What, then, is the dominant lesson of the October 1973 war? For some Israelis, it is a chastening reminder of Israeli fallibility; for others, it underscores the necessity of bold, unfettered military action. Either way, three decades later, Israel remains beleaguered, with no clear remedy in sight for the plague of terrorism that waxes and wanes but never ends. Three days after the horrific bombing at the Hillel café in Jerusalem's German Colony five minutes' walk from my house, and of course we heard the awful boom Yediot published a poll that asked Israelis to rate Prime Minister Sharon's handling of terrorism. Only 8 percent said he was doing a very good job; more than half said he was doing poorly or not very well. How many thought they could do a better job, the poll didn't say.
The evening after that same bombing, my son he's almost 14 now told me that he heard that people would be gathering at the site on Emek Refaim Street at 8 p.m., in remembrance of those who were killed, and he wanted to go. The moment we got there I wondered if this had been a good idea. So unspeakable was the crime of the night before, so bottomless the capacity for evil of those who had orchestrated it, that I could not banish from my mind the worry that someone with a backpack might easily, despite the presence of police, slip into the crowd and again push a deadly button.
Many of the people who had gathered had brought with them pocket-sized books of Psalms, and someone began calling out chapter numbers, and men took turns leading the chanting. Among the Psalms was the familiar 23rd, The Lord is My Shepherd, a beautiful poem of consolation, and some of the Psalms that were picked spoke of the mighty, martial God who smashes Israel's foes. This was understandable, of course; but it unsettled me, nonetheless, and raised perennial questions for which I have no answers. Have we no other way but the sword?

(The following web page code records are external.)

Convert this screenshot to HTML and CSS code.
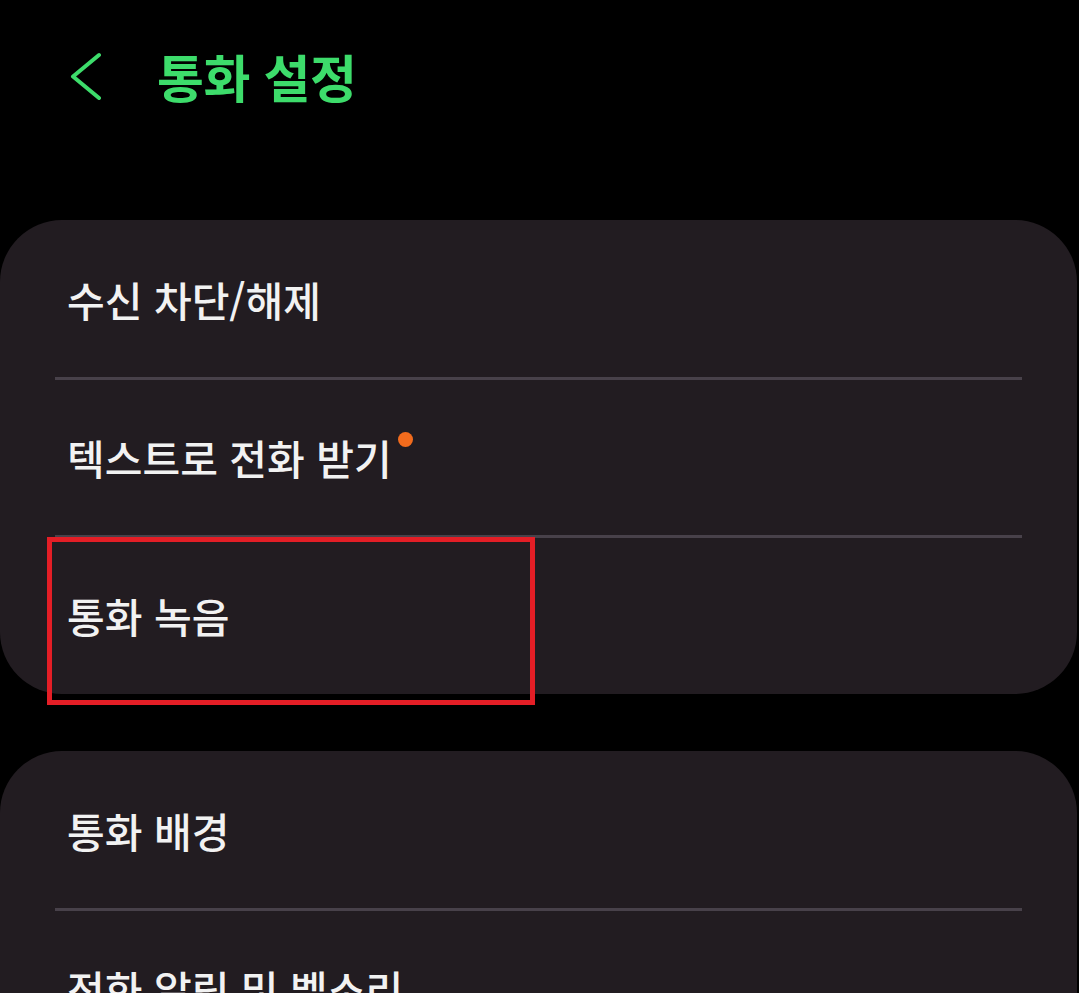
FILE: index.html
```html
<!DOCTYPE html>
<html lang="ko">
<head>
    <meta charset="UTF-8">
    <meta name="viewport" content="width=device-width, initial-scale=1.0">
    <title>통화 설정</title>
    <link rel="stylesheet" href="styles.css">
</head>
<body>

    <header class="top-bar">
        <button class="back-btn" aria-label="뒤로">
            <svg width="40" height="50" viewBox="0 0 40 50">
                <polyline points="29,5 3,26.5 29,48" fill="none" stroke="#3ddc6b" stroke-width="4" stroke-linecap="round" stroke-linejoin="round"/>
            </svg>
        </button>
        <h1 class="title">통화 설정</h1>
    </header>

    <!-- First group -->
    <section class="card card-first">
        <div class="row">수신 차단/해제</div>
        <div class="row">텍스트로 전화 받기<span class="new-dot"></span></div>
        <div class="row">통화 녹음</div>
        <div class="highlight"></div>
    </section>

    <!-- Second group -->
    <section class="card">
        <div class="row">통화 배경</div>
        <div class="row">전화 알림 및 벨소리</div>
    </section>

</body>
</html>
```

FILE: styles.css
```css
/* Base styling */
html, body {
    margin: 0;
    padding: 0;
    background-color: #000;
    overflow: hidden;
}

body {
    width: 1079px;
    height: 993px;
    font-family: "Noto Sans CJK KR", "Noto Sans", sans-serif;
    color: #f2f2f2;
}

/* Header */
.top-bar {
    height: 220px;
    display: flex;
    align-items: flex-start;
    box-sizing: border-box;
    padding-top: 49px;
}

.back-btn {
    background: none;
    border: none;
    padding: 0;
    margin-left: 70px;
    width: 40px;
    height: 54px;
    cursor: pointer;
}

.title {
    margin: 0 0 0 47px;
    font-size: 51px;
    font-weight: 700;
    line-height: 54px;
    letter-spacing: -0.5px;
    color: #3ddc6b;
}

/* Setting groups */
.card {
    position: relative;
    width: 1077px;
    background-color: #221c21;
    border-radius: 62px;
    margin-bottom: 57px;
}

.row {
    height: 158px;
    display: flex;
    align-items: center;
    padding-left: 67px;
    font-size: 41px;
    font-weight: 500;
    letter-spacing: 0;
    position: relative;
}

.row + .row::before {
    content: "";
    position: absolute;
    top: -1px;
    left: 55px;
    right: 55px;
    height: 3px;
    background-color: #48414a;
}

.card-first .row:last-of-type {
    height: 156px;
}

.new-dot {
    display: inline-block;
    width: 15px;
    height: 15px;
    border-radius: 50%;
    background-color: #f26b1d;
    align-self: flex-start;
    margin-top: 54px;
    margin-left: 6px;
}

/* Red annotation box */
.highlight {
    position: absolute;
    left: 47px;
    top: 317px;
    width: 478px;
    height: 158px;
    border: 5px solid #e41e26;
}
```
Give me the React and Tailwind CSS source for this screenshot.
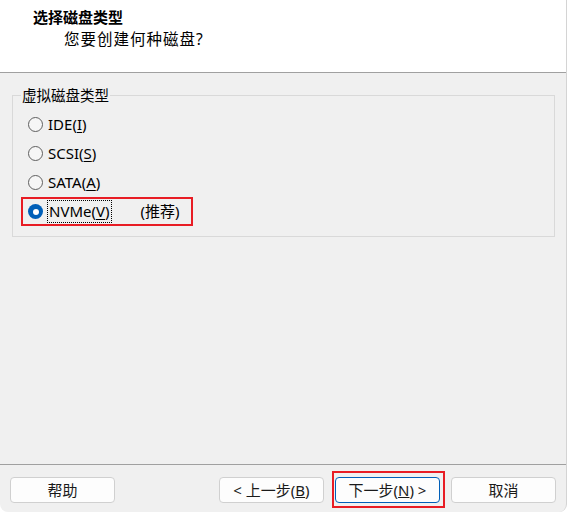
import React from "react";

const FONT = { fontFamily: '"Noto Sans", "Noto Sans CJK SC", sans-serif' };

const OPTIONS = [
  { pre: "IDE(", key: "I", post: ")" },
  { pre: "SCSI(", key: "S", post: ")" },
  { pre: "SATA(", key: "A", post: ")" },
  { pre: "NVMe(", key: "V", post: ")", selected: true, note: "(推荐)" },
];

function Radio({ checked }) {
  if (checked) {
    return (
      <span className="w-[15px] h-[15px] rounded-full bg-[#005fb8] flex items-center justify-center shrink-0">
        <span className="w-[6px] h-[6px] rounded-full bg-white" />
      </span>
    );
  }
  return (
    <span className="w-[15px] h-[15px] rounded-full border border-[#5f5f5f] bg-[#f6f6f6] shrink-0" />
  );
}

function Option({ opt }) {
  const label = (
    <span>
      {opt.pre}
      <span className="underline underline-offset-2">{opt.key}</span>
      {opt.post}
    </span>
  );
  return (
    <div
      className={
        "flex items-center h-[29px] w-[172px] pl-[5px] border-2 text-[15px] " +
        (opt.selected ? "border-[#e81c24]" : "border-transparent")
      }
    >
      <Radio checked={opt.selected} />
      {opt.selected ? (
        <span className="ml-[4px] px-[1px] leading-[21px] border border-dotted border-black">
          {label}
        </span>
      ) : (
        <span className="ml-[5px]">{label}</span>
      )}
      {opt.note && <span className="ml-[29px]">{opt.note}</span>}
    </div>
  );
}

function Button({ children, primary }) {
  return (
    <button
      className={
        "w-[105px] h-[26px] rounded-[4px] bg-[#fdfdfd] text-[15px] text-[#1a1a1a] border " +
        (primary ? "border-[#005fb8]" : "border-[#d0d0d0]")
      }
    >
      {children}
    </button>
  );
}

export default function App() {
  return (
    <div className="w-[568px] h-[512px] bg-white overflow-hidden" style={FONT}>
      <div className="w-[567px] h-[512px] bg-[#f0f0f0] rounded-b-[8px] border-r border-[#d4d4d4] flex flex-col text-[14.5px] text-black">
        <div className="h-[73px] bg-white border-b border-[#a0a0a0] pt-[6px]">
          <div className="pl-[33px] font-bold text-[15px] leading-[22px]">选择磁盘类型</div>
          <div className="pl-[64px] text-[15.5px] leading-[22px] tracking-[1px]">您要创建何种磁盘?</div>
        </div>

        <fieldset className="mt-[12px] mx-[12px] w-[543px] border border-[#d9d9d9] px-[8px] pt-[5px] pb-[10px]">
          <legend className="px-[1px] leading-[20px]">虚拟磁盘类型</legend>
          {OPTIONS.map((opt) => (
            <Option key={opt.key} opt={opt} />
          ))}
        </fieldset>

        <div className="flex-1" />

        <div className="h-[48px] border-t border-[#a0a0a0] pt-[12px] pl-[10px] flex items-start">
          <Button>帮助</Button>
          <div className="ml-auto flex gap-[11px] pr-[10px]">
            <Button>
              &lt; 上一步(<span className="underline">B</span>)
            </Button>
            <div className="relative">
              <div className="absolute -left-[3px] -top-[6px] w-[113px] h-[37px] border-2 border-[#e81c24]" />
              <Button primary>
                下一步(<span className="underline">N</span>) &gt;
              </Button>
            </div>
            <Button>取消</Button>
          </div>
        </div>
      </div>
    </div>
  );
}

Less than a week later I found myself in a taxi in New York City during an evening rainstorm. Suddenly there was a huge boom, far louder than thunder, and the sky blazed white over Central Park. It took me a second to recall that this was the 150th anniversary of the park, and these were fireworks. Surely there were many New Yorkers whose first reaction took them back two years, to Sept. 11, 2001. But for Israelis, the sounds of deadly explosion have become part of normal life. A few days thereafter, on a glorious Indian-summer morning, I strolled around Boston's Faneuil Hall and Quincy Market, feeling something of a stranger among the carefree crowd. What must it be like, I wondered, to enjoy the public spaces of one's home city without a trace of fear? After 15 years in Israel, I don't really remember.
So this, friends, is a bit of a window into one Jew's restless soul, a glimpse of the meandering heshbon nefesh I undertake in this difficult year. Will my unborn grandchildren and yours too, for that matter have a better Jewish future in Israel, or in America? I take out my mental pencil and try to do the math, but the solution never quite adds up. May we all have a healthy New Year.